═══ Data lines ═══

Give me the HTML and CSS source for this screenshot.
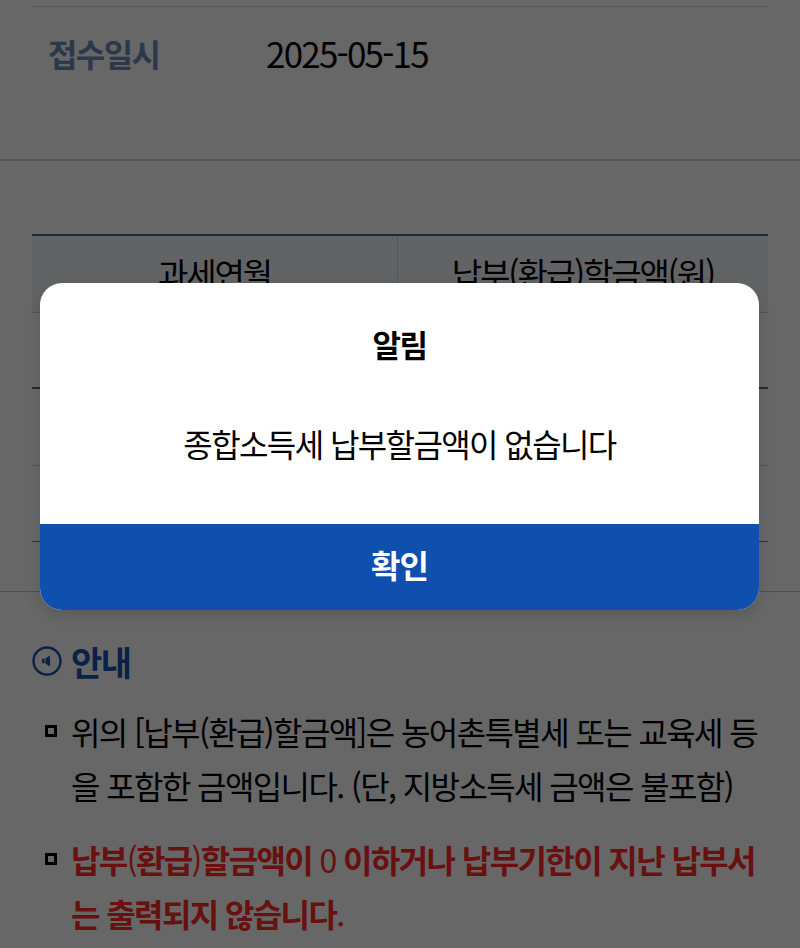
FILE: index.html
```html
<!DOCTYPE html>
<html lang="ko">
<head>
  <meta charset="UTF-8" />
  <title>종합소득세 납부</title>
  <link rel="stylesheet" href="styles.css">
</head>
<body>

  <div class="info-section">
    <div class="info-row">
      <div class="info-label">접수일시</div>
      <div class="info-value">2025-05-15</div>
    </div>
  </div>

  <div class="table-section">
    <div class="tax-table">
      <div class="table-head">
        <div class="head-cell">과세연월</div>
        <div class="head-cell">납부(환급)할금액(원)</div>
      </div>
      <div class="table-row row-sub"></div>
      <div class="table-row row-body"></div>
      <div class="table-row row-last"></div>
    </div>
  </div>

  <div class="notice">
    <h2 class="notice-title">
      <svg class="notice-icon" viewBox="0 0 30 30">
        <circle cx="15" cy="15" r="13.5" fill="none" stroke="#1c54b0" stroke-width="2.4"/>
        <path d="M10 12.8h2.6v4.4H10z M13.4 12.6l4.6-3v10.8l-4.6-3z" fill="#1c54b0"/>
      </svg>
      안내
    </h2>
    <ul class="notice-list">
      <li class="notice-item">
        <span class="bullet"></span>
        <span>위의 [납부(환급)할금액]은 농어촌특별세 또는 교육세 등을 포함한 금액입니다. (단, 지방소득세 금액은 불포함)</span>
      </li>
      <li class="notice-item notice-warn">
        <span class="bullet"></span>
        <span>납부<span class="thin">(</span>환급<span class="thin">)</span>할금액이 <span class="thin">0</span> 이하거나 납부기한이 지난 납부서는 출력되지 않습니다<span class="thin">.</span></span>
      </li>
    </ul>
  </div>

  <div class="overlay">
    <div class="modal">
      <div class="modal-title">알림</div>
      <div class="modal-text">종합소득세 납부할금액이 없습니다</div>
      <button class="modal-btn">확인</button>
    </div>
  </div>

</body>
</html>
```

FILE: styles.css
```css
* {
  box-sizing: border-box;
}

body {
  margin: 0;
  height: 948px;
  overflow: hidden;
  position: relative;
  font-family: 'Noto Sans CJK KR', 'Noto Sans', sans-serif;
  background: #fff;
  color: #000;
}

.info-section {
  padding: 6px 32px 0;
  height: 161px;
  border-bottom: 2px solid #d8d8d8;
}

.info-row {
  display: flex;
  align-items: center;
  height: 92px;
  border-top: 1px solid #d8d8d8;
  padding-left: 16px;
}

.info-label {
  width: 218px;
  font-size: 32px;
  font-weight: 700;
  letter-spacing: -1.6px;
  color: #6c8db8;
}

.info-value {
  font-size: 35px;
  letter-spacing: -1.8px;
}

.table-section {
  padding: 73px 32px 0;
  height: 431px;
  border-bottom: 1px solid #c4c4c4;
}

.tax-table {
  border-top: 2px solid #4a66a0;
}

.table-head {
  display: grid;
  grid-template-columns: 365px 1fr;
  height: 77px;
  background: #f3f6fb;
  border-bottom: 1px solid #cfcfcf;
}

.head-cell {
  display: flex;
  align-items: center;
  justify-content: center;
  padding-bottom: 3px;
  font-size: 33px;
  letter-spacing: -2.1px;
}

.head-cell + .head-cell {
  border-left: 1px solid #cfcfcf;
}

.table-row {
  height: 77px;
  border-bottom: 1px solid #cfcfcf;
}

.row-sub {
  height: 76px;
  border-bottom: 2px solid #4a66a0;
}

.row-last {
  height: 76px;
  border-bottom: 1px solid #777;
}

.notice {
  padding: 0 32px;
}

.notice-title {
  display: flex;
  align-items: center;
  gap: 9px;
  height: 60px;
  margin: 39px 0 13px;
  font-size: 34px;
  font-weight: 700;
  letter-spacing: -1.6px;
  color: #1c54b0;
}

.notice-icon {
  width: 30px;
  height: 30px;
}

.notice-list {
  list-style: none;
  margin: 0;
  padding: 0;
}

.notice-item {
  display: flex;
  gap: 14px;
  font-size: 32px;
  line-height: 54px;
  letter-spacing: -1.6px;
  margin-bottom: 20px;
}

.bullet {
  flex: none;
  width: 12px;
  height: 12px;
  margin: 21px 0 0 13px;
  border: 3px solid #000;
}

.notice-warn {
  font-weight: 700;
  color: #ff2c2c;
}

.thin {
  font-weight: 400;
}

.overlay {
  position: absolute;
  inset: 0;
  background: rgba(0, 0, 0, 0.595);
}

.modal {
  position: absolute;
  left: 40px;
  top: 283px;
  width: 719px;
  height: 327px;
  display: flex;
  flex-direction: column;
  background: #fff;
  border-radius: 22px;
  overflow: hidden;
  box-shadow: 0 6px 14px rgba(0, 0, 0, 0.12);
}

.modal-title {
  margin-top: 40px;
  text-align: center;
  font-size: 31px;
  line-height: 42px;
  font-weight: 700;
  letter-spacing: -1.4px;
}

.modal-text {
  margin-top: 53px;
  text-align: center;
  font-size: 32px;
  line-height: 50px;
  letter-spacing: -1.6px;
}

.modal-btn {
  margin-top: auto;
  height: 86px;
  padding: 0 0 6px;
  border: none;
  background: #0f4fae;
  color: #fff;
  font-family: inherit;
  font-size: 32px;
  font-weight: 700;
  letter-spacing: -1px;
}
```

═══

Please set down each line of the data above exactly as written, without the pictures.

Give me the HTML and CSS source for this screenshot.
FILE: index.html
```html
<!DOCTYPE html>
<html lang="ko">
<head>
  <meta charset="UTF-8" />
  <title>종합소득세 납부</title>
  <link rel="stylesheet" href="styles.css">
</head>
<body>

  <div class="info-section">
    <div class="info-row">
      <div class="info-label">접수일시</div>
      <div class="info-value">2025-05-15</div>
    </div>
  </div>

  <div class="table-section">
    <div class="tax-table">
      <div class="table-head">
        <div class="head-cell">과세연월</div>
        <div class="head-cell">납부(환급)할금액(원)</div>
      </div>
      <div class="table-row row-sub"></div>
      <div class="table-row row-body"></div>
      <div class="table-row row-last"></div>
    </div>
  </div>

  <div class="notice">
    <h2 class="notice-title">
      <svg class="notice-icon" viewBox="0 0 30 30">
        <circle cx="15" cy="15" r="13.5" fill="none" stroke="#1c54b0" stroke-width="2.4"/>
        <path d="M10 12.8h2.6v4.4H10z M13.4 12.6l4.6-3v10.8l-4.6-3z" fill="#1c54b0"/>
      </svg>
      안내
    </h2>
    <ul class="notice-list">
      <li class="notice-item">
        <span class="bullet"></span>
        <span>위의 [납부(환급)할금액]은 농어촌특별세 또는 교육세 등을 포함한 금액입니다. (단, 지방소득세 금액은 불포함)</span>
      </li>
      <li class="notice-item notice-warn">
        <span class="bullet"></span>
        <span>납부<span class="thin">(</span>환급<span class="thin">)</span>할금액이 <span class="thin">0</span> 이하거나 납부기한이 지난 납부서는 출력되지 않습니다<span class="thin">.</span></span>
      </li>
    </ul>
  </div>

  <div class="overlay">
    <div class="modal">
      <div class="modal-title">알림</div>
      <div class="modal-text">종합소득세 납부할금액이 없습니다</div>
      <button class="modal-btn">확인</button>
    </div>
  </div>

</body>
</html>
```

FILE: styles.css
```css
* {
  box-sizing: border-box;
}

body {
  margin: 0;
  height: 948px;
  overflow: hidden;
  position: relative;
  font-family: 'Noto Sans CJK KR', 'Noto Sans', sans-serif;
  background: #fff;
  color: #000;
}

.info-section {
  padding: 6px 32px 0;
  height: 161px;
  border-bottom: 2px solid #d8d8d8;
}

.info-row {
  display: flex;
  align-items: center;
  height: 92px;
  border-top: 1px solid #d8d8d8;
  padding-left: 16px;
}

.info-label {
  width: 218px;
  font-size: 32px;
  font-weight: 700;
  letter-spacing: -1.6px;
  color: #6c8db8;
}

.info-value {
  font-size: 35px;
  letter-spacing: -1.8px;
}

.table-section {
  padding: 73px 32px 0;
  height: 431px;
  border-bottom: 1px solid #c4c4c4;
}

.tax-table {
  border-top: 2px solid #4a66a0;
}

.table-head {
  display: grid;
  grid-template-columns: 365px 1fr;
  height: 77px;
  background: #f3f6fb;
  border-bottom: 1px solid #cfcfcf;
}

.head-cell {
  display: flex;
  align-items: center;
  justify-content: center;
  padding-bottom: 3px;
  font-size: 33px;
  letter-spacing: -2.1px;
}

.head-cell + .head-cell {
  border-left: 1px solid #cfcfcf;
}

.table-row {
  height: 77px;
  border-bottom: 1px solid #cfcfcf;
}

.row-sub {
  height: 76px;
  border-bottom: 2px solid #4a66a0;
}

.row-last {
  height: 76px;
  border-bottom: 1px solid #777;
}

.notice {
  padding: 0 32px;
}

.notice-title {
  display: flex;
  align-items: center;
  gap: 9px;
  height: 60px;
  margin: 39px 0 13px;
  font-size: 34px;
  font-weight: 700;
  letter-spacing: -1.6px;
  color: #1c54b0;
}

.notice-icon {
  width: 30px;
  height: 30px;
}

.notice-list {
  list-style: none;
  margin: 0;
  padding: 0;
}

.notice-item {
  display: flex;
  gap: 14px;
  font-size: 32px;
  line-height: 54px;
  letter-spacing: -1.6px;
  margin-bottom: 20px;
}

.bullet {
  flex: none;
  width: 12px;
  height: 12px;
  margin: 21px 0 0 13px;
  border: 3px solid #000;
}

.notice-warn {
  font-weight: 700;
  color: #ff2c2c;
}

.thin {
  font-weight: 400;
}

.overlay {
  position: absolute;
  inset: 0;
  background: rgba(0, 0, 0, 0.595);
}

.modal {
  position: absolute;
  left: 40px;
  top: 283px;
  width: 719px;
  height: 327px;
  display: flex;
  flex-direction: column;
  background: #fff;
  border-radius: 22px;
  overflow: hidden;
  box-shadow: 0 6px 14px rgba(0, 0, 0, 0.12);
}

.modal-title {
  margin-top: 40px;
  text-align: center;
  font-size: 31px;
  line-height: 42px;
  font-weight: 700;
  letter-spacing: -1.4px;
}

.modal-text {
  margin-top: 53px;
  text-align: center;
  font-size: 32px;
  line-height: 50px;
  letter-spacing: -1.6px;
}

.modal-btn {
  margin-top: auto;
  height: 86px;
  padding: 0 0 6px;
  border: none;
  background: #0f4fae;
  color: #fff;
  font-family: inherit;
  font-size: 32px;
  font-weight: 700;
  letter-spacing: -1px;
}
```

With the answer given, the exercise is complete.